THE PARADOX OF DIFFERENTIATED INSTRUCTION - A DESIGN TRADE OFF
University of Gothenburg (SWEDEN)
About this paper:
Conference name: 10th annual International Conference of Education, Research and Innovation
Dates: 16-18 November, 2017
Location: Seville, Spain
Abstract:
The digitalisation of education have, besides many other changes, also affected the textbooks and many mathematics teachers now use digital textbooks. The main benefits argued for with these are that they will provide automated assistance to students and make it easier for teachers to differentiate instruction [1] according to students’ varied needs and learning processes. The idea is that good e-textbooks have the ability to provide personalised support to each student [2].
However, there is a lack of studies of how the introduction of such technologies affect the everyday practice of teachers. This research aims to understand mathematics teachers’ experience when they differentiate their instruction using a digital textbook of second generation (based on interactivity and personalisation) [3]. A case study was conducted with six mathematics teachers in grade 1-9. In a three week intervention they were given the ability to try a digital textbook, that had the ability both to be personalised by the teacher, as well as having support for adapted levels of difficulty depending on the students results directly. Data was collected through focus group interviews and classroom observations.
Our data show that differentiation with a digital textbook, which might sound very appealing, challenged the teachers’ everyday practice. First, the digital textbook makes it easy to assign different mathematical tasks at different levels and the adaptive feature assigns appropriate tasks. This variation in tasks and lack of control regarding adaptivity makes it difficult for teachers to influence and follow the individual student’s learning progress.
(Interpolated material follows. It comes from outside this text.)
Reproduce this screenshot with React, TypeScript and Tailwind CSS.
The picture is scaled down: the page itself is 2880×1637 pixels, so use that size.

Second, it is not possible for the teacher to see how students solve mathematical tasks, in contrast they just see if the students got right or wrong answers. Teachers emphasise that they got excluded from students’ strategies, and that access to this is central to be able to support students’ mathematical learning. Finally, the personalisation of the progress and tasks made collaborative activities around problem solving difficult. Teachers could not plan for collaboration since the students worked with various tasks from different mathematical areas, becoming increasingly distributed in their progress.
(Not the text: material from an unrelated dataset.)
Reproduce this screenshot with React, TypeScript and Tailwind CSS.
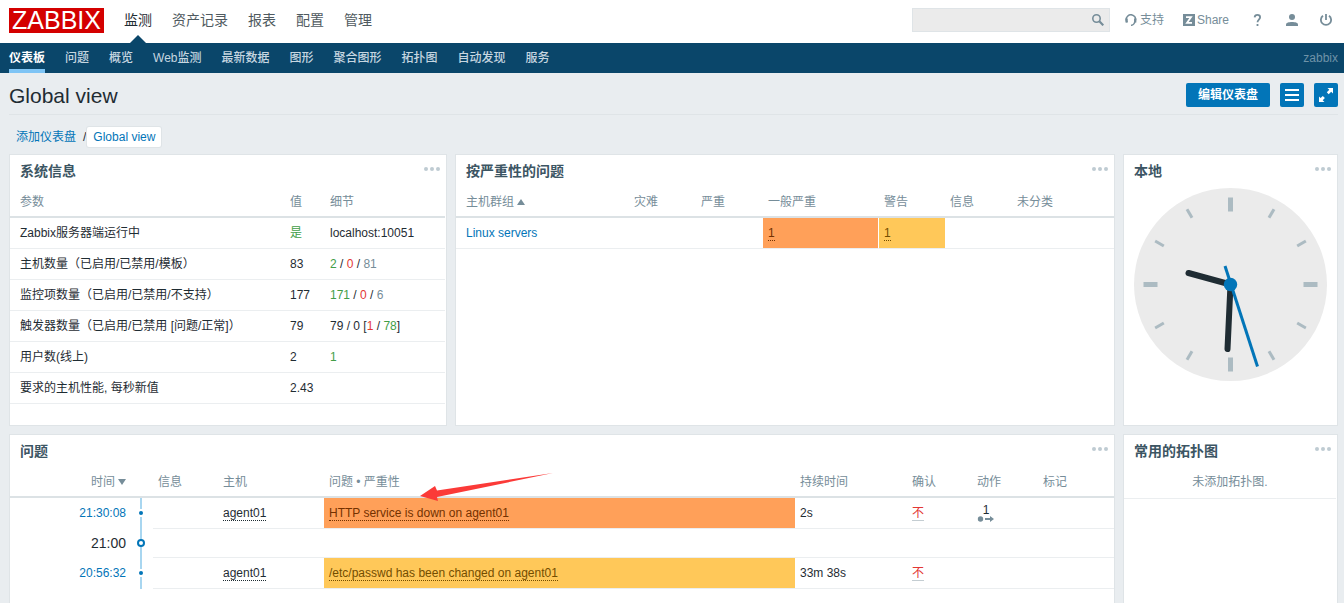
import type { ReactNode } from 'react';

const mainMenu = ['监测', '资产记录', '报表', '配置', '管理'];
const subMenu = ['仪表板', '问题', '概览', 'Web监测', '最新数据', '图形', '聚合图形', '拓扑图', '自动发现', '服务'];

const green = 'text-[#429e47]';
const red = 'text-[#e33734]';
const grey = 'text-[#768d99]';

const systemInfo: { name: string; value: ReactNode; details?: ReactNode }[] = [
  { name: 'Zabbix服务器端运行中', value: <span className={green}>是</span>, details: 'localhost:10051' },
  {
    name: '主机数量（已启用/已禁用/模板）',
    value: '83',
    details: <><span className={green}>2</span> / <span className={red}>0</span> / <span className={grey}>81</span></>,
  },
  {
    name: '监控项数量（已启用/已禁用/不支持）',
    value: '177',
    details: <><span className={green}>171</span> / <span className={red}>0</span> / <span className={grey}>6</span></>,
  },
  {
    name: '触发器数量（已启用/已禁用 [问题/正常]）',
    value: '79',
    details: <>79 / 0 [<span className={red}>1</span> / <span className={green}>78</span>]</>,
  },
  { name: '用户数(线上)', value: '2', details: <span className={green}>1</span> },
  { name: '要求的主机性能, 每秒新值', value: '2.43' },
];

function Widget({ title, className = '', children }: { title: string; className?: string; children: ReactNode }) {
  return (
    <section className={`relative min-w-0 border border-[#dfe4e7] bg-white ${className}`}>
      <div className="flex h-8 items-center justify-between pr-1.5 pl-2.5">
        <h4 className="text-sm font-bold text-[#3c5563]">{title}</h4>
        <button aria-label="菜单" className="mb-1">
          <svg width="16" height="4" fill="#bfcbd2">
            <circle cx="2" cy="2" r="2" />
            <circle cx="8" cy="2" r="2" />
            <circle cx="14" cy="2" r="2" />
          </svg>
        </button>
      </div>
      {children}
    </section>
  );
}

function Th({ children, className = 'px-[5px]' }: { children?: ReactNode; className?: string }) {
  return <th className={`border-b-2 border-[#dce2e5] text-left font-normal whitespace-nowrap text-[#768d99] ${className}`}>{children}</th>;
}

function Td({ children, className = 'px-[5px]' }: { children?: ReactNode; className?: string }) {
  return <td className={`border-b border-[#ebeef0] whitespace-nowrap ${className}`}>{children}</td>;
}

function SystemInfo() {
  return (
    <div className="pr-px">
      <table className="w-full table-fixed border-separate border-spacing-0">
        <colgroup>
          <col />
          <col className="w-[40px]" />
          <col className="w-[120px]" />
        </colgroup>
        <thead>
          <tr className="h-[31px]">
            <Th className="pl-2.5">参数</Th>
            <Th>值</Th>
            <Th>细节</Th>
          </tr>
        </thead>
        <tbody>
          {systemInfo.map((row) => (
            <tr key={row.name} className="h-[31px]">
              <Td className="pl-2.5">{row.name}</Td>
              <Td>{row.value}</Td>
              <Td>{row.details}</Td>
            </tr>
          ))}
        </tbody>
      </table>
    </div>
  );
}

function SeverityTable() {
  return (
    <table className="w-full table-fixed border-separate border-spacing-0">
      <colgroup>
        <col />
        <col className="w-[67px]" />
        <col className="w-[67px]" />
        <col className="w-[116px]" />
        <col className="w-[66px]" />
        <col className="w-[67px]" />
        <col className="w-[102px]" />
      </colgroup>
      <thead>
        <tr className="h-[31px]">
          <Th className="pl-2.5">
            主机群组
            <svg className="ml-[3px] inline-block" width="8" height="6" fill="#768d99"><path d="M0 6 4 0l4 6z" /></svg>
          </Th>
          <Th>灾难</Th>
          <Th>严重</Th>
          <Th>一般严重</Th>
          <Th>警告</Th>
          <Th>信息</Th>
          <Th>未分类</Th>
        </tr>
      </thead>
      <tbody>
        <tr className="h-[31px]">
          <Td className="pl-2.5"><a href="#" className="text-[#0275b8]">Linux servers</a></Td>
          <Td />
          <Td />
          <Td className="border-r border-r-white bg-[#ffa059] bg-clip-padding px-[5px] text-[#733100] [border-right-style:dotted]">
            <a href="#" className="border-b border-dotted border-current">1</a>
          </Td>
          <Td className="bg-[#ffc859] bg-clip-padding px-[5px] text-[#734d00]">
            <a href="#" className="border-b border-dotted border-current">1</a>
          </Td>
          <Td />
          <Td />
        </tr>
      </tbody>
    </table>
  );
}

const minorTicks = [30, 60, 120, 150, 210, 240, 300, 330];

function Clock() {
  return (
    <svg className="mx-auto mt-px" width="193" height="193" viewBox="0 0 193 193">
      <circle cx="96.5" cy="96.5" r="96.5" fill="#ebebeb" />
      <g fill="#acbbc2">
        {[0, 90, 180, 270].map((a) => (
          <rect key={a} x="94" y="9.5" width="5" height="14" transform={`rotate(${a} 96.5 96.5)`} />
        ))}
        {minorTicks.map((a) => (
          <rect key={a} x="95" y="9.5" width="3" height="10" transform={`rotate(${a} 96.5 96.5)`} />
        ))}
      </g>
      <g stroke="#1f2c33" strokeWidth="6" strokeLinecap="round">
        <path d="M96.5 96.5 54.5 85" />
        <path d="M96.5 96.5 93.5 161" />
      </g>
      <path d="M91 78 123.5 178.500" stroke="#0275b8" strokeWidth="3" />
      <circle cx="96.5" cy="96.5" r="6.700" fill="#0275b8" />
    </svg>
  );
}

function TimelineMark({ hour = false }: { hour?: boolean }) {
  const h = hour ? 29 : 31;
  return (
    <svg className="block" width="23" height={h}>
      <path d={`M11 0V${h}`} stroke="#a8d6f0" strokeWidth="2" />
      {hour ? (
        <circle cx="11" cy="14" r="3" fill="#fff" stroke="#0275b8" strokeWidth="2" />
      ) : (
        <>
          <path d="M11 11v8" stroke="#fff" strokeWidth="4" />
          <circle cx="11" cy="15" r="2" fill="#0275b8" />
        </>
      )}
    </svg>
  );
}

interface ProblemRow {
  time: string;
  problem: string;
  color: string;
  duration: string;
  actions?: number;
}

const problems: ProblemRow[] = [
  { time: '21:30:08', problem: 'HTTP service is down on agent01', color: 'bg-[#ffa059] text-[#733100]', duration: '2s', actions: 1 },
  { time: '20:56:32', problem: '/etc/passwd has been changed on agent01', color: 'bg-[#ffc859] text-[#734d00]', duration: '33m 38s' },
];

function Problem({ row }: { row: ProblemRow }) {
  return (
    <tr className="h-[31px]">
      <td className="border-b border-transparent pr-1 text-right"><a href="#" className="text-[#0275b8]">{row.time}</a></td>
      <td className="p-0"><TimelineMark /></td>
      <Td />
      <Td><a href="#" className="border-b border-dotted border-current">agent01</a></Td>
      <Td className={`bg-clip-padding px-[5px] ${row.color}`}>
        <a href="#" className="border-b border-dotted border-current">{row.problem}</a>
      </Td>
      <Td>{row.duration}</Td>
      <Td><a href="#" className="border-b border-[#c4cdd2] text-[#e33734]">不</a></Td>
      <Td>
        {row.actions && (
          <button className="flex w-[18px] flex-col items-center leading-3">
            {row.actions}
            <svg width="18" height="6" fill="#768d99">
              <circle cx="3.500" cy="3" r="2.700" />
              <path d="M8 2h5V0l4 3-4 3V4H8z" />
            </svg>
          </button>
        )}
      </Td>
      <Td />
    </tr>
  );
}

function ProblemsTable() {
  return (
    <table className="w-full table-fixed border-separate border-spacing-0">
      <colgroup>
        <col className="w-[120px]" />
        <col className="w-[23px]" />
        <col className="w-[65px]" />
        <col className="w-[106px]" />
        <col />
        <col className="w-[112px]" />
        <col className="w-[65px]" />
        <col className="w-[66px]" />
        <col className="w-[76px]" />
      </colgroup>
      <thead>
        <tr className="h-[31px]">
          <Th className="pr-1 text-right!">
            时间
            <svg className="ml-[3px] inline-block" width="8" height="6" fill="#768d99"><path d="M0 0h8L4 6z" /></svg>
          </Th>
          <Th className="p-0" />
          <Th>信息</Th>
          <Th>主机</Th>
          <Th>问题 • 严重性</Th>
          <Th>持续时间</Th>
          <Th>确认</Th>
          <Th>动作</Th>
          <Th>标记</Th>
        </tr>
      </thead>
      <tbody>
        <Problem row={problems[0]} />
        <tr className="h-[29px]">
          <td className="border-b border-transparent pr-1 text-right text-sm">21:00</td>
          <td className="p-0"><TimelineMark hour /></td>
          <td colSpan={7} className="border-b border-[#ebeef0]" />
        </tr>
        <Problem row={problems[1]} />
      </tbody>
    </table>
  );
}

function Header() {
  return (
    <header>
      <div className="flex h-[43px] items-center bg-white pr-1.5 pl-[9px]">
        <a href="#" className="mb-0.5 flex h-[25px] w-[95px] items-center justify-center bg-[#d40000] text-[25px] leading-none text-white">ZABBIX</a>
        <nav className="flex h-full items-center gap-5 pl-5 text-sm text-[#4f5a60]">
          {mainMenu.map((item, i) => (
            <a key={item} href="#" className={i === 0 ? 'relative flex h-full items-center pb-1 text-[#1f2c33]' : 'pb-1'}>
              {item}
              {i === 0 && (
                <svg className="absolute bottom-0 left-1/2 -translate-x-1/2" width="16" height="8" fill="#0a466a"><path d="M0 8 8 0l8 8z" /></svg>
              )}
            </a>
          ))}
        </nav>
        <div className="ml-auto flex items-center pb-1 text-[#768d99]">
          <div className="relative mr-[15px]">
            <input aria-label="搜索" className="block h-6 w-[198px] border border-[#dfe4e7] bg-[#ebebeb] pr-6 pl-1 outline-none" />
            <button aria-label="搜索" className="absolute top-1.5 right-1.5">
              <svg width="12" height="12" fill="none" stroke="#768d99">
                <circle cx="4.500" cy="4.500" r="3.700" strokeWidth="1.600" />
                <path d="m7.300 7.300 4 4" strokeWidth="2.200" />
              </svg>
            </button>
          </div>
          <a href="#" className="flex items-center gap-[3px]">
            <svg width="12" height="12" fill="none" stroke="#768d99">
              <path d="M2.200 8.200A4.600 4.600 0 1 1 10 7.500c-.3 1.800-1.500 3.500-4 3.900" strokeWidth="1.500" />
              <path d="M1.600 4.500v4M10.200 4.500v4" strokeWidth="2.300" />
            </svg>
            支持
          </a>
          <a href="#" className="ml-[19px] flex items-center gap-0.5">
            <svg width="12" height="12">
              <path d="M0 0h12v12H0z" fill="#768d99" />
              <path d="M3 3.200h5L4 8.800h5" fill="none" stroke="#fff" strokeWidth="1.800" />
            </svg>
            Share
          </a>
          <a href="#" aria-label="帮助" className="ml-6">
            <svg width="9" height="12" fill="none" stroke="#768d99" strokeWidth="1.800">
              <path d="M1.600 3.300C1.800 1.800 2.800.9 4.400.9c1.700 0 2.700 1 2.700 2.400 0 2.100-2.600 2.500-2.600 4.900M4.500 9.900v2.100" />
            </svg>
          </a>
          <a href="#" aria-label="用户" className="ml-6">
            <svg width="12" height="12" fill="#768d99">
              <circle cx="6" cy="3" r="3" />
              <path d="M0 12v-1.500C0 8.700 3 8 6 8s6 .7 6 2.500V12z" />
            </svg>
          </a>
          <a href="#" aria-label="登出" className="ml-[22px] w-[18px]">
            <svg width="12" height="12" fill="none" stroke="#768d99" strokeWidth="1.800">
              <path d="M3 1.700a5.100 5.100 0 1 0 6 0M6 0v6" />
            </svg>
          </a>
        </div>
      </div>
      <nav className="flex h-[30px] gap-5 bg-[#0a466a] pr-1.5 pl-[9px] font-medium text-[#c6d6e0]">
        {subMenu.map((item, i) => (
          <a key={item} href="#" className={`flex items-center border-b-4 pt-1 ${i === 0 ? 'border-[#7ec4f5] font-bold text-white' : 'border-transparent'}`}>{item}</a>
        ))}
        <span className="ml-auto flex items-center font-normal text-[#6f93a8]">zabbix</span>
      </nav>
    </header>
  );
}

export default function App() {
  return (
    <div className="h-screen overflow-hidden bg-[#e9edf0] font-['Liberation_Sans','Noto_Sans_CJK_SC',sans-serif] text-xs leading-4 text-[#1f2c33]">
      <Header />
      <main className="pr-1.5 pl-[9px]">
        <div className="flex h-[42px] items-center gap-2.5 border-b border-[#dfe4e7]">
          <h1 className="mr-auto pt-1 text-[21px] leading-6">Global view</h1>
          <button className="mt-0.5 h-6 w-21 rounded-xs bg-[#0275b8] font-bold text-white">编辑仪表盘</button>
          <button aria-label="菜单" className="mt-0.5 flex size-6 items-center justify-center rounded-xs bg-[#0275b8]">
            <svg width="14" height="12" stroke="#fff" strokeWidth="2"><path d="M0 1h14M0 6h14M0 11h14" /></svg>
          </button>
          <button aria-label="全屏" className="mt-0.5 flex size-6 items-center justify-center rounded-xs bg-[#0275b8]">
            <svg width="14" height="14" fill="#fff">
              <path d="M8.500 0H14v5.500l-1.800-1.800L9.700 6.200 7.800 4.300l2.500-2.500zM0 8.500l1.600 1.600 2.200-2.200 2.100 2.100-2.200 2.200L5.500 14H0z" />
            </svg>
          </button>
        </div>
        <div className="flex h-[39px] items-center pt-1 pl-[7px] text-[#0275b8]">
          <a href="#">添加仪表盘</a>
          <span className="pl-[7px] text-[#1f2c33]">/</span>
          <a href="#" className="ml-px rounded-xs bg-white px-1.5 py-0.5 shadow-[0_0_0_1px_#dfe4e7]">Global view</a>
        </div>
        <div className="grid grid-cols-[438fr_660fr_215fr] grid-rows-[272px_272px] gap-2">
          <Widget title="系统信息"><SystemInfo /></Widget>
          <Widget title="按严重性的问题"><SeverityTable /></Widget>
          <Widget title="本地"><Clock /></Widget>
          <Widget title="问题" className="col-span-2">
            <ProblemsTable />
            <svg className="absolute top-[37px] left-[410px]" width="136" height="30" fill="#fb3a38">
              <path d="M0 24 15 14l2 4.500L133 1 17 25l1 4z" />
            </svg>
          </Widget>
          <Widget title="常用的拓扑图">
            <p className="mr-px border-b border-[#ebeef0] pt-[7px] pb-2 text-center text-[#768d99]">未添加拓扑图.</p>
          </Widget>
        </div>
      </main>
    </div>
  );
}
Based on these results, the use of digital textbooks to support differentiated instruction, show that there is a distance between vision and reality. For that reason, it is important to understand these design trade-offs since they reveal teachers’ need and how technology could meet them [4].
References:
[1] Tomlinson, C. A. (2015). Teaching for Excellence in Academically Diverse Classrooms. Society, 52(3), 203-209.
[2] Lokar, M. (2015). The future of e-textbooks. The International Journal for Technology in Mathematics Education, 22(3), 101-107.
[3] Pepin, B., Gueudet, G., Yerushalmy, M., Trouche, L., & Chazan, D. (2016). E-Textbooks in/for Teaching and Learning Mathematics. A Potentially Transformative Educational Technology. In L. D. English & D. Kirshner (Eds.), Handbook of International Research in Mathematics Education (pp. 636-661). New York: Routledge.
[4] Fischer, G. (2017). Faustian Bargains and Design Trade-Offs: Frames of Reference for Quality of Life in the Digital Age” (forthcoming); http://l3d.cs.colorado.edu/~gerhard/papers/2015/design-tradeoffs-v1-2015.pdfKeywords:
Mathematics, teacher, digital textbook, differentiated instruction, design trade-off.